Normatively, the uncritical acceptance of mantras about judicial neutrality is a weakness on display throughout. Thorson overrelies on literature that assumes a priori a sublime disinterestedness in CC judges, who in democratising countries are supposed to cure all disputes between the departments of government while safeguarding the constitution from atop Mount Olympus. Equally, however, it does not follow that CCs “serve [...] self-interested politicians who seek to use the rules to increase their own power ... [and who] opt to sustain constitutional courts because they act as arbiter of disputes and a guarantor of the rules of the game” (pp 5-6). This motive cannot possibly be sufficiently explanatory; strategic motives may be found that weigh both for and against delegating power to CCs. Moreover, this literature leaves out of account too many interesting questions like: Why would anybody believe that a third-party arbiter will be neutral? and (if the delegators foresee that the arbiters will not be neutral) Why do they still prefer such a solution?, given that they cannot predict on which side of the winner-loser divide that is inevitably produced by judicialisation of politics they will find themselves in future. The axiomatic claim that “Russia fits this pattern” (p.6), i.e. the pattern suggested by the literature, is also worrisome if it hints that the author has merely sought confirmatory evidence for a deductive hypothesis.

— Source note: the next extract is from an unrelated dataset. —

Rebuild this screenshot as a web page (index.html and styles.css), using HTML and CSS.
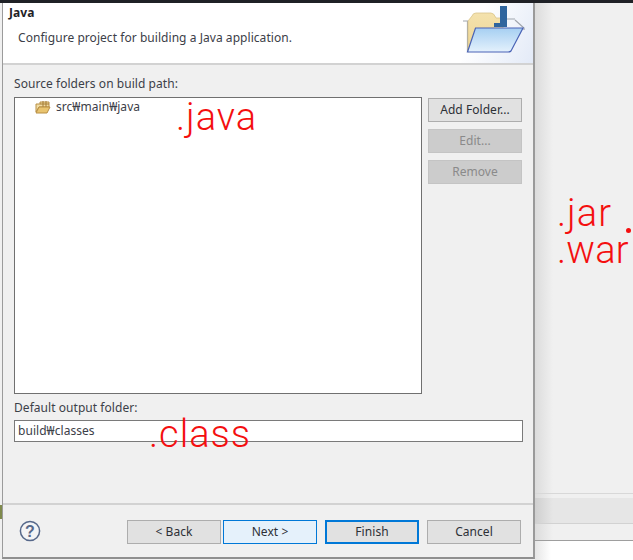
FILE: index.html
```html
<!DOCTYPE html>
<html lang="en">
<head>
<meta charset="utf-8">
<title>Java</title>
<link rel="stylesheet" href="styles.css">
</head>
<body>
<div class="desktop">
  <div class="topbar"></div>
  <div class="stage">
    <div class="edge"><div class="edge-mark"></div></div>
    <section class="dialog">
      <header class="banner">
        <div class="banner-text">
          <h1 class="title">Java</h1>
          <p class="subtitle">Configure project for building a Java application.</p>
        </div>
        <div class="banner-art">
          <svg class="folder-art" width="72" height="59" viewBox="461 3 72 59">
            <defs>
              <linearGradient id="front" x1="0" y1="0" x2="0" y2="1"><stop offset="0" stop-color="#a6cff2"/><stop offset="1" stop-color="#e4f1fc"/></linearGradient>
              <linearGradient id="back" x1="0" y1="0" x2="0" y2="1"><stop offset="0" stop-color="#f4e2ad"/><stop offset="1" stop-color="#ecd594"/></linearGradient>
            </defs>
            <path d="M463 21 H468 M467.5 21 V52" stroke="#a0a5ad" stroke-width="1.2" fill="none"/>
            <path d="M468 52 V21 L472 16 Q473 13 476 13 H491 Q494 13 496 18 H503 V40 Z" fill="url(#back)" stroke="#d9c48a" stroke-width=".8"/>
            <path d="M500 6 H507 V27 H494 V23 H500 Z" fill="#2f659e"/>
            <path d="M507 19 H515 M515 20 L524 28 V30" stroke="#a0a5ad" stroke-width="1.2" fill="none"/>
            <path d="M475.5 28 H523 L511 51 Q510 52 508 52 H467.5 Z" fill="url(#front)" stroke="#4a63b5" stroke-width="1.2"/>
          </svg>
        </div>
      </header>
      <main class="body">
        <label class="label">Source folders on build path:</label>
        <div class="source-row">
          <div class="tree">
            <div class="tree-item">
              <svg class="pkg-icon" width="16" height="14" viewBox="0 0 16 14">
                <path d="M1 12 V4 H5 V2 H14 V7 H4 Z" fill="#f1dca4" stroke="#b88f45"/>
                <path d="M8 1 V7 M11 1 V7 M5 4 H14" stroke="#a57c35"/>
                <path d="M1 13 L4 7 H15 L12 13 Z" fill="#e9c46f" stroke="#b88f45"/>
              </svg>
              <span>src₩main₩java</span>
            </div>
          </div>
          <div class="side-buttons">
            <button class="btn side">Add Folder...</button>
            <button class="btn side off">Edit...</button>
            <button class="btn side off">Remove</button>
          </div>
        </div>
        <label class="label output-label">Default output folder:</label>
        <div class="input">build₩classes</div>
      </main>
      <footer class="footer">
        <svg class="help" width="22" height="22" viewBox="0 0 22 22">
          <circle cx="11" cy="11" r="9.6" fill="#f3f4f6" stroke="#56688a" stroke-width="1.5"/>
          <text x="11" y="16.5" text-anchor="middle" class="help-q">?</text>
        </svg>
        <div class="footer-buttons">
          <button class="btn foot">&lt; Back</button>
          <button class="btn foot next">Next &gt;</button>
          <button class="btn foot finish">Finish</button>
          <button class="btn foot cancel">Cancel</button>
        </div>
      </footer>
    </section>
    <div class="behind">
      <div class="behind-top"></div>
      <div class="behind-bar"></div>
      <div class="behind-white"></div>
    </div>
    <span class="note n-java">.java</span>
    <span class="note n-class">.class</span>
    <span class="note n-jar">.jar</span>
    <span class="note n-war">.war</span>
    <span class="dot"></span>
  </div>
</div>
</body>
</html>
```
FILE: styles.css
```css
* { box-sizing: border-box; }
html, body { margin: 0; padding: 0; }
body { width: 633px; height: 560px; overflow: hidden; font-family: "Noto Sans", "Noto Sans CJK KR", sans-serif; font-size: 12px; letter-spacing: .05px; color: #33363c; background: #f0f0f0; }
.desktop { width: 633px; height: 560px; display: flex; flex-direction: column; }
.topbar { height: 3px; background: #1f2126; flex: none; }
.stage { position: relative; flex: 1; display: flex; min-height: 0; }
.edge { width: 2px; flex: none; background: #f0f0f0; padding-top: 502px; }
.edge-mark { height: 14px; background: #7f8a4c; }
.dialog { width: 533px; height: 556px; flex: none; display: flex; flex-direction: column; background: #f0f0f0; border-left: 1px solid #9b9b9b; border-right: 2px solid #9a9a9a; border-bottom: 2px solid #8f8f8f; }
.banner { height: 62px; flex: none; display: flex; justify-content: space-between; background: #fff; border-bottom: 2px solid #d2d2d2; }
.banner-text { padding-left: 6px; }
.title { margin: 1px 0 0; font-size: 12px; line-height: 18px; font-weight: 700; color: #1f2226; }
.subtitle { margin: 7px 0 0 9px; font-size: 12px; line-height: 18px; color: #3c4048; }
.banner-art { width: 72px; background: linear-gradient(115deg, #fff 25%, #e3eaf7 100%); }
.folder-art { display: block; }
.body { flex: 1; padding: 10px 8px 0 11px; display: flex; flex-direction: column; }
.label { display: block; font-size: 12px; line-height: 18px; color: #3c4048; }
.source-row { display: flex; margin-top: 4px; }
.tree { width: 408px; height: 297px; background: #fff; border: 1px solid #707070; padding: 0 0 0 20px; }
.tree-item { display: flex; align-items: center; gap: 5px; height: 17px; font-size: 12px; color: #3c4048; }
.pkg-icon { flex: none; }
.side-buttons { display: flex; flex-direction: column; gap: 7px; margin: 1px 0 0 6px; }
.btn { display: block; padding: 0; font-family: inherit; font-size: 12px; letter-spacing: .05px; line-height: 16px; color: #2d3036; background: #e1e1e1; border: 1px solid #adadad; }
.side { width: 94px; height: 24px; }
.off { background: #cccccc; border-color: #c4c4c4; color: #8a8a8a; }
.output-label { margin-top: 5px; }
.input { width: 509px; height: 22px; margin-top: 3px; background: #fff; border: 1px solid #7a7a7a; padding-left: 3px; line-height: 20px; font-size: 12px; color: #3c4048; }
.footer { height: 54px; flex: none; display: flex; justify-content: space-between; align-items: flex-start; padding: 15px 12px 0 16px; border-top: 2px solid #d2d2d2; }
.help { margin-top: 0; }
.help-q { font-family: "Liberation Sans", sans-serif; font-size: 16px; font-weight: 700; fill: #56688a; }
.footer-buttons { display: flex; gap: 8px; }
.foot { width: 94px; height: 24px; }
.next { background: #e5f1fb; border-color: #0078d7; margin-left: -6px; }
.finish { border: 2px solid #0078d7; }
.behind { flex: 1; position: relative; display: flex; flex-direction: column; padding-top: 495px; background: linear-gradient(90deg, #dcdcdc 0, #f0f0f0 18px); }
.behind-top { height: 1px; background: #d8d8d8; margin-top: -5px; margin-bottom: 4px; }
.behind-bar { height: 26px; background: linear-gradient(90deg, #cfcfcf 0, #e6e6e6 18px); border-bottom: 1px solid #d2d2d2; }
.behind-white { flex: 1; background: linear-gradient(90deg, #e6e6e6 0, #fff 16px); border-top: 1px solid #9e9e9e; margin-top: 16px; }
.note { position: absolute; font-family: Roboto, "Liberation Sans", sans-serif; font-weight: 300; color: #f40f0f; line-height: .85; letter-spacing: 1px; font-size: 38px; }
.n-java { left: 176px; top: 98px; }
.n-class { left: 149px; top: 415px; }
.n-jar { left: 557px; top: 194px; }
.n-war { left: 557px; top: 231px; letter-spacing: .2px; }
.dot { position: absolute; left: 626px; top: 225px; width: 5px; height: 5px; border-radius: 50%; background: #f40f0f; }
```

This book is well written and researched, affording a fascinating glimpse into the evolution of Russian constitutionalism; even if the theorisation as such is of limited value – the expectations are boilerplate deductions from rational choice, the self-interest of politicians explains the design and consolidation of CC power, and so on. Much rational choice reasoning tends to tautology: political actors are purely self-interested, therefore it is pure self-interest that holds up the judiciary. It is an approach that comes at the expense of less easily deducible factors that have recently been emerging as causative, such as the beliefs of institutional designers; the dis-engagement (if not the outright dormancy) of parliaments at the point of institutionalisation; the legal-political culture, which can determine the behaviour of both judges and politicians; even power relations between political party bosses and their backbenchers. A less paradigmatic research design could have discovered a fuller spectrum of causes. Nevertheless, Thorson’s work is a significant contribution to our knowledge of the current status of the judiciary in the former Soviet space.